- Exercise: From the records, pick out and copy each line containing "components".

-- Start of Exercise inputs --

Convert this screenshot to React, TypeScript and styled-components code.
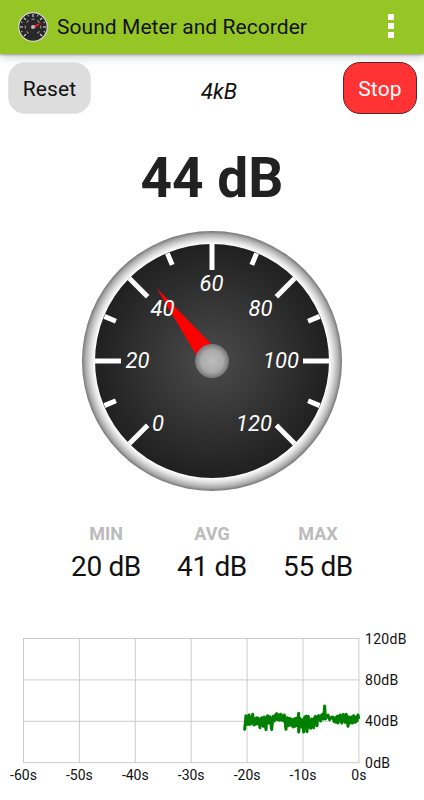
import React from "react";
import styled, { createGlobalStyle } from "styled-components";

const GlobalStyle = createGlobalStyle`
  * { box-sizing: border-box; }
  body { margin: 0; background: #fff; font-family: Roboto, sans-serif; color: #111; }
`;

const Screen = styled.div`
  width: 424px;
  height: 800px;
  display: flex;
  flex-direction: column;
  overflow: hidden;
  background: #fff;
`;

const AppBar = styled.header`
  flex: none;
  height: 54px;
  padding: 0 30px 0 18px;
  display: flex;
  align-items: center;
  background: #95c626;
  box-shadow: 0 1px 2px rgba(0, 0, 0, 0.3), 0 3px 9px rgba(0, 0, 0, 0.2);
`;

const LogoIcon = styled.svg`
  width: 30px;
  height: 32px;
  flex: none;
`;

const Title = styled.h1`
  margin: 0 auto 0 9px;
  font-size: 21px;
  font-weight: 400;
  letter-spacing: 0.06px;
  line-height: 54px;
  white-space: nowrap;
`;

const MenuButton = styled.div`
  display: grid;
  gap: 3px;
  padding-bottom: 2px;
`;

const MenuDot = styled.i`
  width: 6px;
  height: 6px;
  background: #fff;
`;

const Controls = styled.div`
  flex: none;
  height: 60px;
  display: flex;
  justify-content: space-between;
  align-items: flex-start;
  padding: 8px 7px 0 8px;
`;

const Button = styled.button<{ $danger?: boolean }>`
  width: ${(p) => (p.$danger ? 74 : 83)}px;
  height: 52px;
  padding: 2px 0 0;
  border: 1px solid ${(p) => (p.$danger ? "#632424" : "#e4e4e4")};
  border-radius: 17px;
  background: ${(p) => (p.$danger ? "#ff3333" : "#dddddd")};
  color: ${(p) => (p.$danger ? "#fff" : "#111")};
  font: 400 21px/48px Roboto, sans-serif;
  letter-spacing: 0.15px;
`;

const FileSize = styled.span`
  padding: 17px 0 0 4px;
  font-size: 22px;
  line-height: 26px;
  font-style: italic;
`;

const Reading = styled.div`
  flex: none;
  height: 117px;
  padding-top: 32px;
  text-align: center;
  font-size: 55px;
  font-weight: 700;
  line-height: 64px;
  color: #212121;
`;

const Gauge = styled.svg`
  flex: none;
  align-self: center;
  width: 260px;
  height: 260px;
  font: italic 400 22px Roboto, sans-serif;
`;

const Stats = styled.div`
  flex: none;
  height: 138px;
  display: grid;
  grid-template-columns: repeat(3, 106px);
  justify-content: center;
  padding-top: 33px;
  text-align: center;
`;

const StatLabel = styled.div`
  font-size: 18px;
  font-weight: 700;
  line-height: 20px;
  color: #bbb;
`;

const StatValue = styled.div`
  margin-top: 6px;
  font-size: 28px;
  letter-spacing: -0.35px;
  line-height: 34px;
`;

const Chart = styled.svg`
  flex: none;
  width: 424px;
  height: 171px;
  font: 400 14px Roboto, sans-serif;
  fill: #111;
`;

const ScaleLabel = styled.text`
  letter-spacing: 0.3px;
`;

const MAJORS = [0, 20, 40, 60, 80, 100, 120];
const MINORS = [10, 30, 50, 70, 90, 110];
const LABELS: [number, number, number][] = [
  [0, 76, 200],
  [20, 55.5, 137],
  [40, 80.5, 85],
  [60, 129.5, 60],
  [80, 178.5, 85],
  [100, 199, 137],
  [120, 172, 200],
];
const dialAngle = (db: number) => ((db - 60) / 120) * 270;

function Dial() {
  return (
    <Gauge viewBox="0 0 260 260">
      <defs>
        <radialGradient id="rim">
          <stop offset="0.9" stopColor="#ffffff" />
          <stop offset="0.935" stopColor="#dedede" />
          <stop offset="0.975" stopColor="#aaaaaa" />
          <stop offset="1" stopColor="#747474" />
        </radialGradient>
        <radialGradient id="face">
          <stop offset="0" stopColor="#4b4b4b" />
          <stop offset="1" stopColor="#202020" />
        </radialGradient>
        <radialGradient id="hub">
          <stop offset="0" stopColor="#bdbdbd" />
          <stop offset="0.65" stopColor="#aaaaaa" />
          <stop offset="1" stopColor="#777777" />
        </radialGradient>
      </defs>
      <circle cx="130" cy="130" r="130" fill="url(#rim)" />
      <circle cx="130" cy="130" r="117" fill="url(#face)" />
      {MAJORS.map((v) => (
        <path key={v} d="M130 13V39" stroke="#fff" strokeWidth="5" transform={`rotate(${dialAngle(v)} 130 130)`} />
      ))}
      {MINORS.map((v) => (
        <path key={v} d="M130 13.5V26" stroke="#fff" strokeWidth="5" transform={`rotate(${dialAngle(v)} 130 130)`} />
      ))}
      <path d="M74.5 57L139 123L122 137Z" fill="#f00" />
      <circle cx="130" cy="130" r="17" fill="url(#hub)" />
      {LABELS.map(([v, x, y]) => (
        <text key={v} x={x} y={y} fill="#fff" textAnchor="middle">{v}</text>
      ))}
    </Gauge>
  );
}

const SAMPLES: [number, number][] = [
  [29, 103], [33, 62], [34, 88], [38, 66], [40, 88], [42, 60], [46, 88], [49, 66], [51, 84], [53, 58],
  [57, 90], [60, 72], [62, 88], [65, 68], [67, 86], [70, 70], [75, 98], [78, 74], [80, 68], [85, 94],
  [88, 66], [93, 104], [95, 72], [98, 62], [101, 84], [105, 65], [110, 104], [113, 72], [115, 64], [118, 78],
  [120, 62], [125, 56], [127, 74], [130, 60], [134, 76], [137, 58], [142, 76], [144, 62], [147, 78], [148, 60],
  [153, 103], [156, 68], [160, 92], [163, 70], [166, 90], [168, 72], [174, 96], [177, 72], [180, 94], [183, 70],
  [187, 92], [191, 55], [191, 111], [195, 70], [198, 96], [202, 74], [206, 111], [209, 66], [212, 96], [214, 64],
  [216, 110], [220, 64], [223, 96], [226, 76], [227, 100], [230, 72], [236, 98], [238, 70], [241, 64], [246, 92],
  [248, 66], [251, 62], [257, 78], [259, 62], [262, 58], [266, 72], [269, 33], [271, 72], [275, 64], [279, 60],
  [284, 74], [288, 68], [293, 66], [298, 80], [301, 68], [304, 82], [307, 64], [309, 84], [315, 60], [320, 84],
  [322, 62], [325, 58], [330, 82], [332, 64], [334, 58], [339, 94], [342, 66], [346, 84], [350, 66], [353, 84],
  [356, 62], [361, 82], [364, 66], [366, 78], [369, 60], [371, 68],
];
const trace = SAMPLES.map(([x, y]) => `${235 + x / 3},${66 + y / 3}`).join(" ");

function History() {
  return (
    <Chart viewBox="0 0 424 171">
      {[0, 1, 2, 3, 4, 5, 6].map((i) => (
        <g key={i}>
          <path d={`M${23.5 + i * 55.9} 9V134`} stroke="#ccc" />
          <text x={23.5 + i * 55.9} y="151" textAnchor="middle">{i === 6 ? "0s" : `${i * 10 - 60}s`}</text>
        </g>
      ))}
      {[120, 80, 40, 0].map((v, i) => (
        <g key={v}>
          <path d={`M23 ${9.5 + i * 41.4}H359.5`} stroke="#ccc" />
          <ScaleLabel x="365" y={14.5 + i * 41.4}>{v}dB</ScaleLabel>
        </g>
      ))}
      <polyline points={trace} fill="none" stroke="#008000" strokeWidth="3" strokeLinejoin="round" strokeLinecap="round" />
    </Chart>
  );
}

function Logo() {
  return (
    <LogoIcon viewBox="0 0 30 32">
      <circle cx="15" cy="16" r="14.3" fill="#282828" stroke="#d5d5cf" strokeWidth="1.3" />
      {MAJORS.map((v) => (
        <path key={v} d="M15 3V6" stroke="#eee" transform={`rotate(${dialAngle(v)} 15 16)`} />
      ))}
      {MINORS.map((v) => (
        <path key={v} d="M15 3V4.5" stroke="#ccc" transform={`rotate(${dialAngle(v)} 15 16)`} />
      ))}
      {MAJORS.map((v) => (
        <path key={v} d="M13.5 8.3H16.5" stroke="#888" strokeWidth="1.3" transform={`rotate(${dialAngle(v)} 15 16)`} />
      ))}
      <path d="M15.5 14.5L24 11.5L17 17.2Z" fill="#e02020" />
      <circle cx="15" cy="16" r="2" fill="#bbb" />
    </LogoIcon>
  );
}

export default function App() {
  return (
    <Screen>
      <GlobalStyle />
      <AppBar>
        <Logo />
        <Title>Sound Meter and Recorder</Title>
        <MenuButton>
          <MenuDot />
          <MenuDot />
          <MenuDot />
        </MenuButton>
      </AppBar>
      <Controls>
        <Button>Reset</Button>
        <FileSize>4kB</FileSize>
        <Button $danger>Stop</Button>
      </Controls>
      <Reading>44 dB</Reading>
      <Dial />
      <Stats>
        {[["MIN", "20 dB"], ["AVG", "41 dB"], ["MAX", "55 dB"]].map(([label, value]) => (
          <div key={label}>
            <StatLabel>{label}</StatLabel>
            <StatValue>{value}</StatValue>
          </div>
        ))}
      </Stats>
      <History />
    </Screen>
  );
}
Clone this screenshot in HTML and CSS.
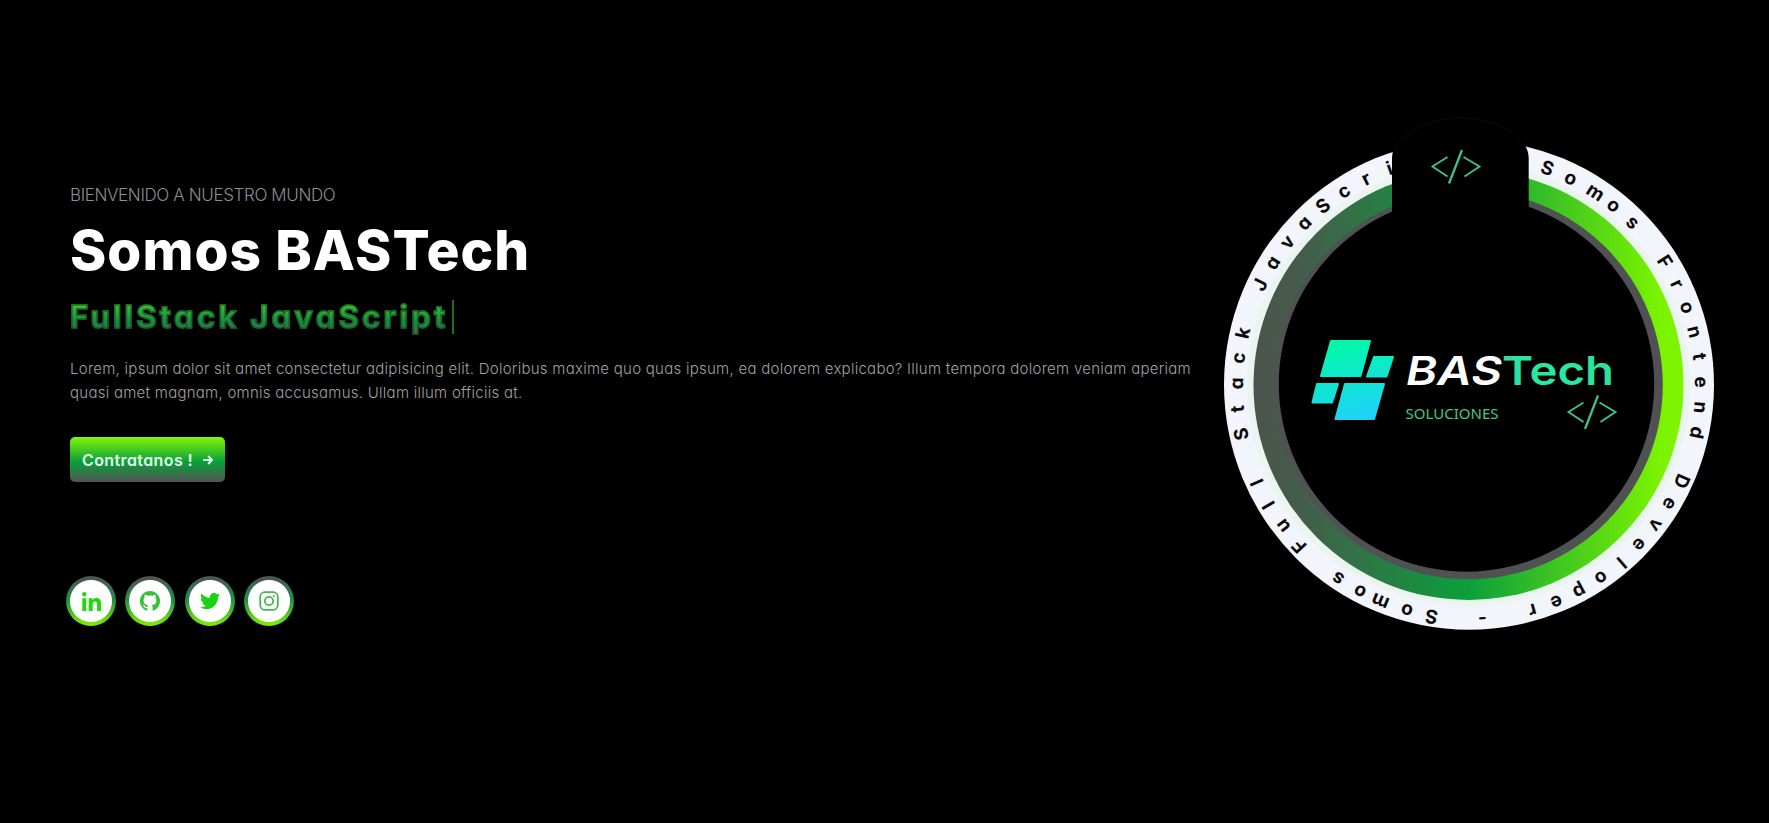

-- End of Exercise inputs --

- Solution:
Convert this screenshot to React, TypeScript and styled-components code.
import styled, { createGlobalStyle } from "styled-components";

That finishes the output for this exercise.